Gen. Cartwright testified before a Senate subcommittee last year that
conventionally armed Trident missiles are needed to pre-empt space
attacks through strikes on ASAT missile launchers in China.
But, Congress restricted funding for the program in the latest defense
spending bill, and Pentagon civilians did not fight to keep the
conventional Trident program going.
The White House opposed the curbs on the Trident conversion that are
part of what the Pentagon calls "prompt global strike" weapons. The
restrictions "limit the ability to field a near-term capability to
strike globally, precisely, and rapidly with non-nuclear kinetic effects
against high-priority, time-sensitive targets," the statement said.
The Chinese anti-satellite test used a ground-based mobile "direct
ascent" missile that destroyed the orbiting Feng Yun-1C weather
satellite by ramming into it.
By some estimates, China could produce enough space weapons to knock out
all low-Earth orbit U.S. satellites by 2010.
China tried to carry out the test in secret but it was detected by U.S.
intelligence agencies days before the launch. The Bush administration
rejected State Department appeals to try and head off the test, fearing
it would disclose U.S. spying capabilities. Instead, the administration
organized a formal diplomatic protest to Beijing, that was joined by
several other nations, including Britain, Japan and India.
China's government, which advocates a United Nations ban on space
weapons, confirmed the test several weeks later, but Chinese officials
have refused to reveal details of the arms program.
Beijing also is asserting national sovereignty over all space above
Chinese territory, setting up the potential for a future confrontation
with the U.S., which operates intelligence and other satellites that
pass over China.
Gen. Kresge said international treaties protect space from such claims
of national control, "so from my perspective that is an illegitimate
claim on their part."
"If their intent was to enforce that, then we run into a space
protection problem, and that is why we are so aggressively working the
issue," he said.
Options for countering China's space arms include dissuading China from
attacks through political, economic and diplomatic means, and deterring
attacks by threatening U.S. counterstrikes, Gen. Kresge said.
Developing international coalitions with nations that operate satellites
is being considered to help share satellites in an emergency, and
"provide an adversary with a targeting problem," he said.
Defensive measures include maneuvering satellites or shielding them from
damage from ground-based lasers. China fired a laser at a U.S. satellite
in December 2006.
The broad area of wreckage in space is called the "Feng Yun-1C debris"
and threatens about 800 satellites in space, 400 of which are American.
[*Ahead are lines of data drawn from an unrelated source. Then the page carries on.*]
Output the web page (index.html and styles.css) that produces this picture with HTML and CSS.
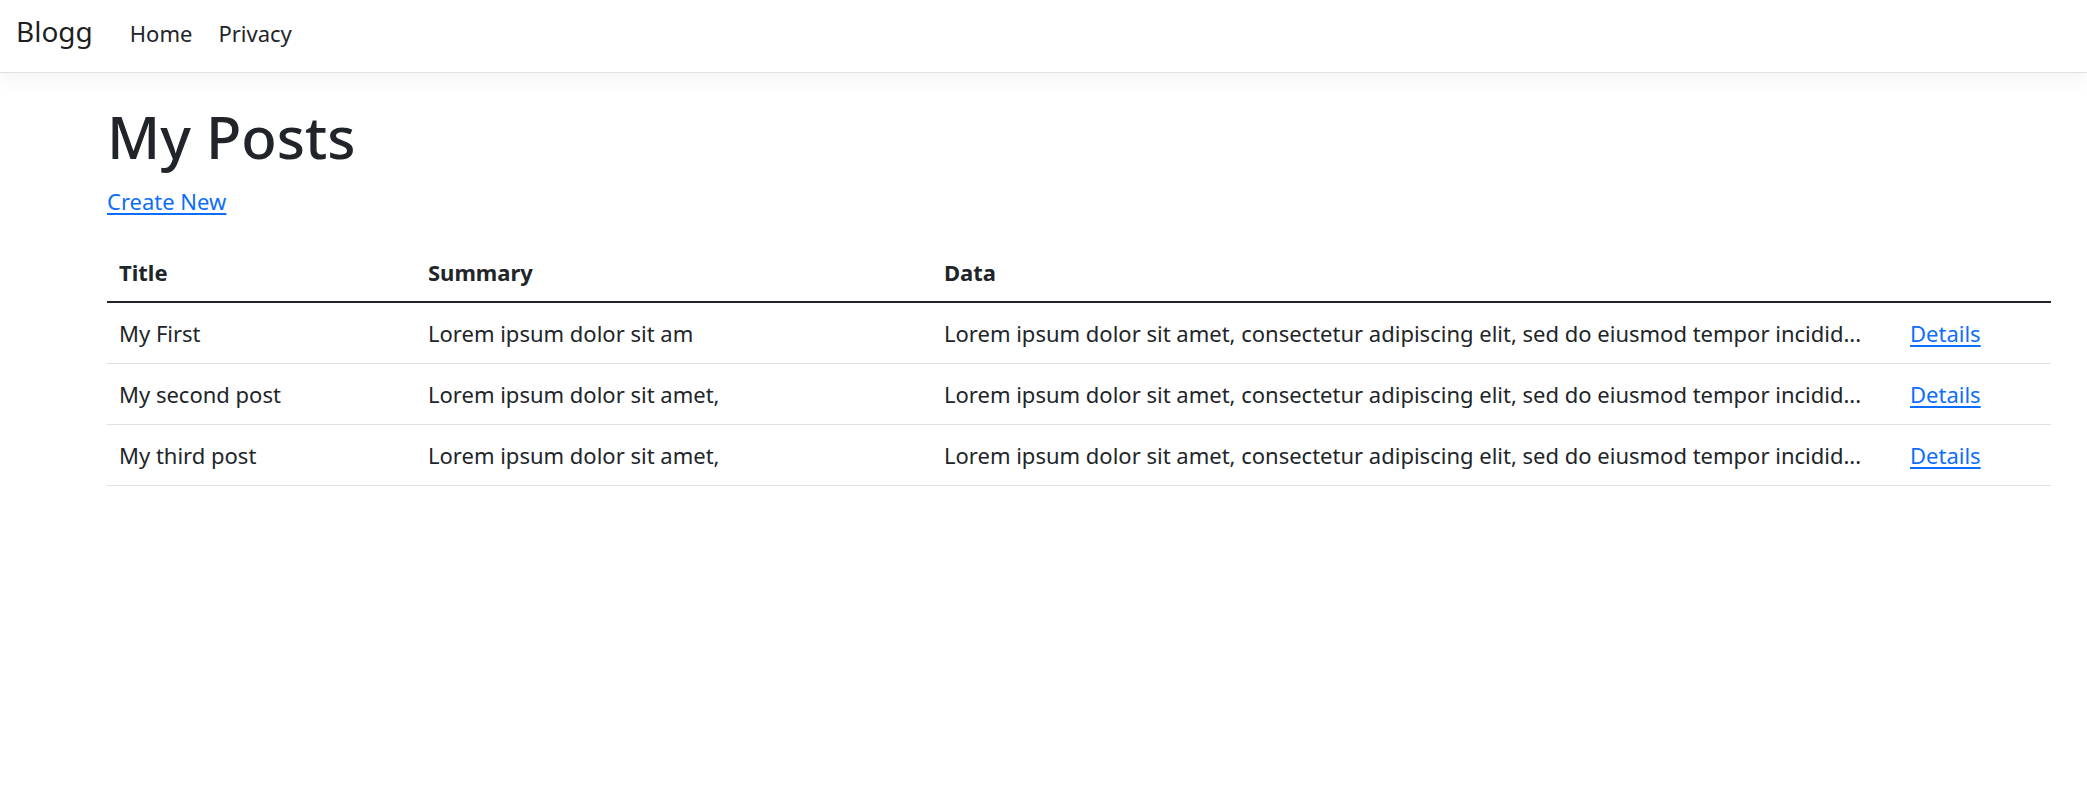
FILE: index.html
```html
<!DOCTYPE html>
<html lang="en">
<head>
<meta charset="utf-8">
<title>My Posts - Blogg</title>
<link rel="stylesheet" href="styles.css">
</head>
<body>
<header class="navbar">
  <a class="brand" href="#">Blogg</a>
  <nav class="nav-links">
    <a class="nav-link" href="#">Home</a>
    <a class="nav-link" href="#">Privacy</a>
  </nav>
</header>
<main class="main">
  <h1 class="page-title">My Posts</h1>
  <p class="actions"><a class="link" href="#">Create New</a></p>
  <table class="posts">
    <colgroup>
      <col class="col-title">
      <col class="col-summary">
      <col class="col-data">
      <col class="col-actions">
    </colgroup>
    <thead>
      <tr>
        <th>Title</th>
        <th>Summary</th>
        <th>Data</th>
        <th></th>
      </tr>
    </thead>
    <tbody>
      <tr>
        <td>My First</td>
        <td>Lorem ipsum dolor sit am</td>
        <td class="data">Lorem ipsum dolor sit amet, consectetur adipiscing elit, sed do eiusmod tempor incidid...</td>
        <td><a class="link" href="#">Details</a></td>
      </tr>
      <tr>
        <td>My second post</td>
        <td>Lorem ipsum dolor sit amet,</td>
        <td class="data">Lorem ipsum dolor sit amet, consectetur adipiscing elit, sed do eiusmod tempor incidid...</td>
        <td><a class="link" href="#">Details</a></td>
      </tr>
      <tr>
        <td>My third post</td>
        <td>Lorem ipsum dolor sit amet,</td>
        <td class="data">Lorem ipsum dolor sit amet, consectetur adipiscing elit, sed do eiusmod tempor incidid...</td>
        <td><a class="link" href="#">Details</a></td>
      </tr>
    </tbody>
  </table>
</main>
</body>
</html>
```

FILE: styles.css
```css
* {
  box-sizing: border-box;
}

html, body {
  margin: 0;
  padding: 0;
  background: #fff;
}

body {
  font-family: "Noto Sans", "Open Sans", sans-serif;
  font-size: 22px;
  line-height: 36px;
  color: #212529;
}

.navbar {
  display: flex;
  align-items: baseline;
  height: 73px;
  padding: 13px 16px 0 16px;
  background: #fff;
  border-bottom: 1px solid #dee2e6;
  box-shadow: 0 6px 18px rgba(0, 0, 0, 0.05);
  position: relative;
}

.brand {
  font-size: 28px;
  line-height: 36px;
  color: rgba(0, 0, 0, 0.9);
  text-decoration: none;
  margin-right: 37px;
}

.nav-links {
  display: flex;
  align-items: baseline;
  gap: 26px;
}

.nav-link {
  color: #212529;
  text-decoration: none;
}

.main {
  padding: 29px 36px 0 107px;
}

.page-title {
  margin: 0 0 11px 0;
  font-size: 58px;
  line-height: 70px;
  font-weight: 500;
  color: #212529;
}

.actions {
  margin: 0 0 23px 0;
}

.link {
  color: #0d6efd;
  text-decoration: underline;
  text-underline-offset: 3px;
}

.posts {
  width: 100%;
  border-collapse: collapse;
  table-layout: fixed;
}

.col-title { width: 309px; }
.col-summary { width: 516px; }
.col-data { width: 966px; }
.col-actions { width: 153px; }

.posts th,
.posts td {
  padding: 12px;
  text-align: left;
  vertical-align: top;
}

.posts th {
  font-weight: 700;
  padding-bottom: 11px;
  border-bottom: 2px solid #212529;
}

.posts td {
  border-bottom: 1px solid #dee2e6;
}

.posts .data {
  white-space: nowrap;
  overflow: hidden;
}
```
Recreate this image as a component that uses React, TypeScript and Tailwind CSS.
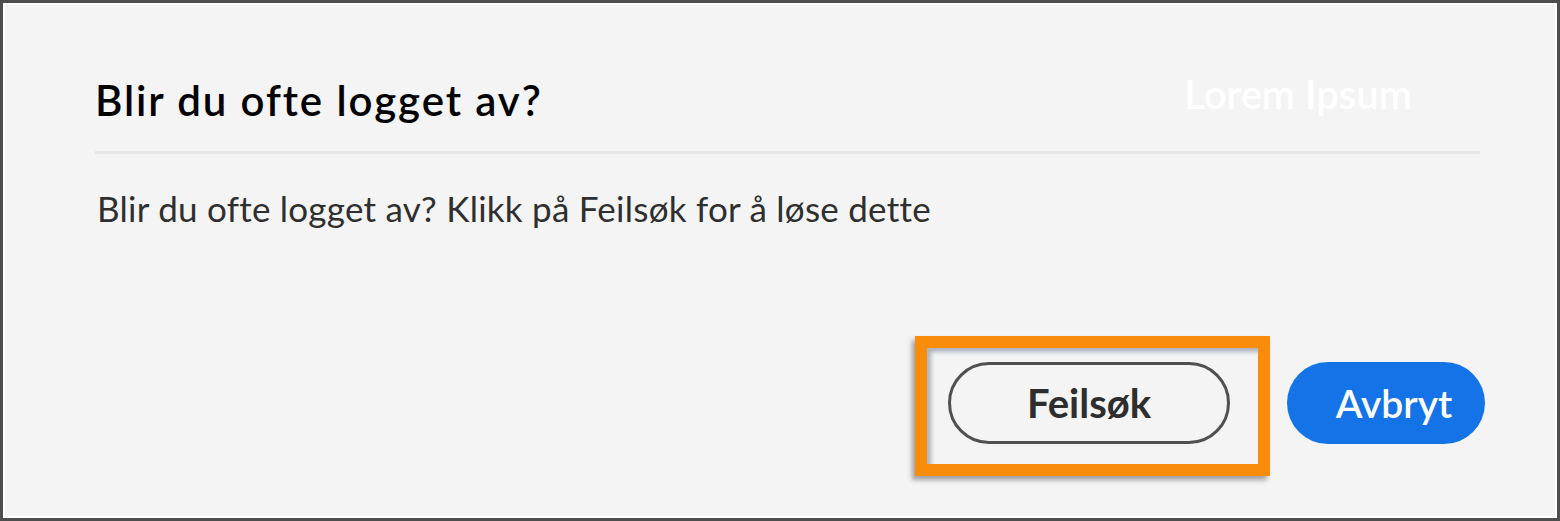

According to the Joint Space Operations Center at Vandenberg Air Force
Base in California, the commercial communication satellite Orbcomm FM 36
maneuvered to avoid passing within about 123 feet of the debris field on
April 6. A NASA Earth observation satellite Terra was moved June 22 to
avoid coming within about 90 feet of the debris.
Gen. Kresge said the Chinese ASAT weapon test, after two misses, "made a
mess" in space. There are no indications China is preparing more tests
but doing so would create a "huge" problem, he said.
"Essentially what it did was increase the amount of space debris
orbiting the Earth by about 20 percent," he said.
The debris threatens spacecraft for up to 100 years, he estimated.